Better informed. The typing pass revealed that _BaseModel, _BaseSimpleModel, and _BaseContainerModel have distinct type surfaces (get value() on simple models, get(key)/set(key, value) on containers) but share the metamorphoseGen protocol and serialization symbols. A split would need to preserve these shared abstractions.

#Quality of the type annotations

#What went well

• declare for Object.defineProperty patterns — A consistent solution that preserves runtime behavior while giving TypeScript visibility into dynamically-set properties. Used 48 times.

• const ctor = this.constructor as typeof XxxModel — A clean workaround for TypeScript’s this.constructor typing limitation (returns Function). Each method that accesses static properties creates a local typed alias. Used ~58 times across model files.

• Generic unwrapPotentialWriteProxy<T> — The signature <T>(maybeProxy: Record<symbol, T> | T) → T accurately models the proxy unwrapping contract without lying about the type transformation.

• unique symbol for _EMPTY — Removing the explicit : symbol annotation lets TypeScript infer a unique symbol type, enabling proper narrowing with === ctor._EMPTY.

• Overloaded get() signatures — Containers expose get(key: string): _BaseModel for the common case and get(key: string, defaultReturn: D): _BaseModel | D for the fallback case. This preserves the base class contract while supporting the richer API.

#What is not ideal

• 72 as unknown as casts — These are escape hatches where TypeScript cannot verify the type relationship. Many arise from the proxy system (a Proxy<_BaseModel> is not the same type as _BaseModel in TypeScript’s view) and from this being used before construction is complete (constructor returns this.metamorphose()). Each cast is a potential unsoundness.

• this.constructor ceremony — The const ctor = this.constructor as typeof XxxModel pattern is verbose and repeated. A potential improvement: define a protected get ctor() accessor on each abstract class.

• Record<string, unknown> as catch-all — Dependencies, serialized values, and configuration objects are often typed as Record<string, unknown>. This is honest but provides minimal IDE assistance. Narrower types would help consumers but require understanding each model’s specific dependency shape.

#The Object.defineProperty pattern

This pattern deserves special attention because it’s the single largest source of typing friction in the module:

// Runtime: works, but TypeScript can't see 'myProp'
Object.defineProperty(this, 'myProp', { value: 42 });

// Fix: declare the property shape, let defineProperty fill it
declare myProp: number;
Object.defineProperty(this, 'myProp', { value: 42 });

The module uses this pattern for:

• Immutable properties — set once in the constructor, never reassigned
• Frozen collections — FreezableMap/FreezableSet assigned via defineProperty with configurable: false
• Symbol-keyed internal state — [OLD_STATE], [_LOCAL_PROXIES], [_PRIMARY_SERIALIZED_VALUE]

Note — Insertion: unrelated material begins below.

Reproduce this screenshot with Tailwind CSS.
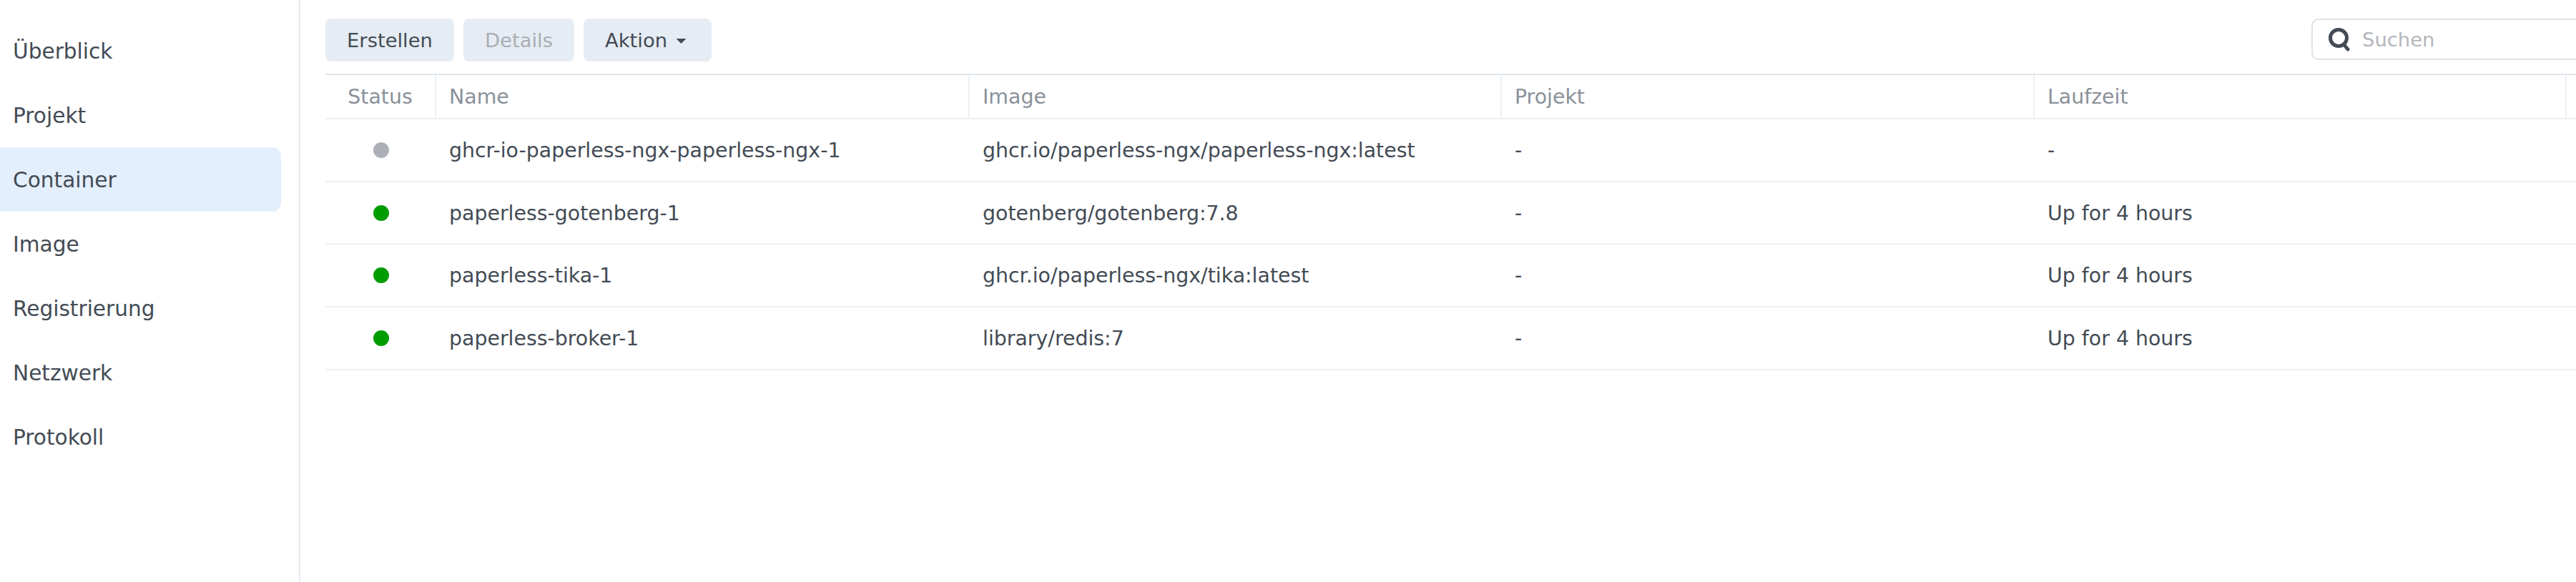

The declare keyword is the correct TypeScript solution — it creates a type declaration without emitting any JavaScript, letting Object.defineProperty handle the actual assignment.

Recommendation: Consider using readonly class fields instead of Object.defineProperty where the goal is simply “set once, never reassign.” TypeScript enforces readonly at the type level, and the runtime behavior is nearly identical for non-frozen properties.

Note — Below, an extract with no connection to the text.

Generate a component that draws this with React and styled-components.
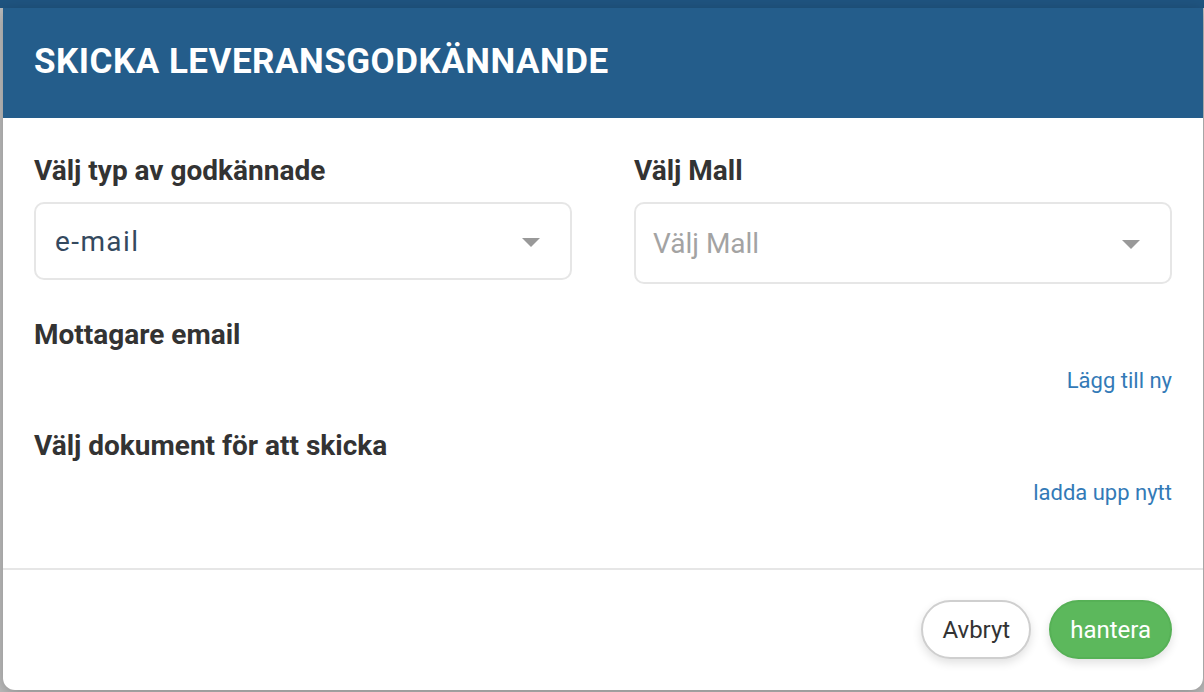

#What could be the next big leap in quality engineering?

#1. Automated testing (highest impact)

The metamodel has zero automated tests. The typing pass found 3 bugs in ~8200 lines of code. A test suite would catch a different class of bugs — behavioral regressions, edge cases in serialization, order-dependent initialization — that types cannot express.

Recommended approach: Start with the pure, side-effect-free functions that are easiest to test:

• topologicalSortKahn — deterministic algorithm, clear inputs/outputs
• collectDependencies — pure data transformation
• rawCompare / compare — core diffing logic
• serialize / deserializeGen — round-trip property

Then graduate to integration tests for the full lifecycle: createClass → construct → metamorphose → mutate draft → metamorphose → compare.

#2. Protocol-based model dispatch (addresses concern #1)

Replace instanceof checks in compare.ts and accessors.ts with protocol symbols:

static readonly [IS_LIST_MODEL] = true;
static readonly [IS_STRUCT_MODEL] = true;

This makes model type checks extensible — new model types can participate in comparison and traversal without modifying compare.ts.

#3. Extract the draft/proxy mixin (addresses concern #3)

The four container models (struct, list, ordered-map, dynamic-struct) each implement identical proxy management code:

• _HAS_DRAFT_FOR_PROXY / _HAS_DRAFT_FOR_OLD_STATE_KEY
• _GET_DRAFT_FOR_PROXY / _GET_DRAFT_FOR_OLD_STATE_KEY
• getDraftFor
• _LOCAL_PROXIES bookkeeping

This could become a mixin or a set of methods on _BaseContainerModel. The type signatures are now explicit and identical, making extraction mechanical.

#4. Narrow DependenciesMap per model (long-term)

Currently DependenciesMap = Record<string, unknown>. Each struct class knows exactly which dependency keys it expects (they’re in the frozen dependencies set). A generic DependenciesMap<T extends string> would let each model declare its expected keys, enabling compile-time detection of missing or misspelled dependencies.

#5. Consumer migration to TypeScript

The metamodel’s consumers (shell.mjs, basics.mjs, component files) are all untyped JavaScript. They use the metamodel API extensively — getEntry, getDraftEntry, StateComparison, ForeignKey, model constructors. Now that the metamodel has a fully typed public API, converting consumers to .ts would propagate type safety to the application layer, where most runtime errors actually occur.

#Comparison with prior assessment

#Overall

The metamodel module has gone from “well-designed but dynamically typed” to “well-designed with fully enforced type contracts.” The 443→0 error journey revealed that the original code was remarkably sound — only 3 genuine bugs in ~8200 lines — which validates the quality of the original design. The types now make that quality visible and maintainable.

The biggest remaining quality gap is the absence of automated tests. Types prove that shapes are consistent; tests prove that behavior is correct. Together they form a comprehensive safety net. That should be the next investment.